Fourth, the midterms will test the strength of the Democratic Party's ascendant left wing. Personified by the upstart success of Democratic Socialist New York City Mayor Zohran Mamdani, left candidates have won a string of primaries, from Graham Platner in Maine to Randy Villegas in California. In a national electoral environment favourable to Democrats, will these candidates win, or will voters judge them too extreme? These races will offer an early verdict on whether this left-wing counterresponse to the MAGA movement has sustainable power.

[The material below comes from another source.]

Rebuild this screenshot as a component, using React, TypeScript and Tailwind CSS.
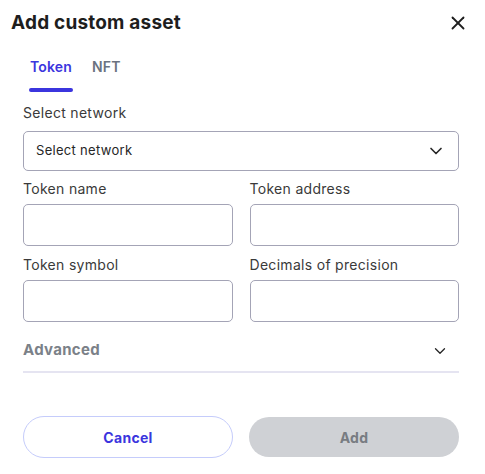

Fifth, only two issues will decide the November midterms: Donald Trump and the economy. Barring a major military conflagration or a domestic terror attack, little else will matter – not deportations, not the state of the Reflecting Pool on the National Mall, not tariffs, multilateral relations, Greenland, or the latest bizarre Trump social media post. A stronger economy and a less combative Trump in the weeks before the midterms could soften Republican losses, though the latter seems unlikely.
All five trends, of course, rest on a more fundamental assumption: that Trump will accept the results. Federal, state, and local officials are reportedly already conducting "war games" in anticipation of attempts to subvert the election. Trump might deploy ICE agents to specific districts to suppress turnout, even among legal immigrants; he might dispatch federal agents to seize ballots; or he could attempt a sequel to the January 6 insurrection by pressuring House Republicans to manipulate the process by which Congress seats its members on January 3, 2027, when the newly elected Congress convenes.
In other words, in a contentious election, we may not know who holds the majority in the House and Senate for weeks, perhaps months. This may well prove to be one of the most important US elections in recent history.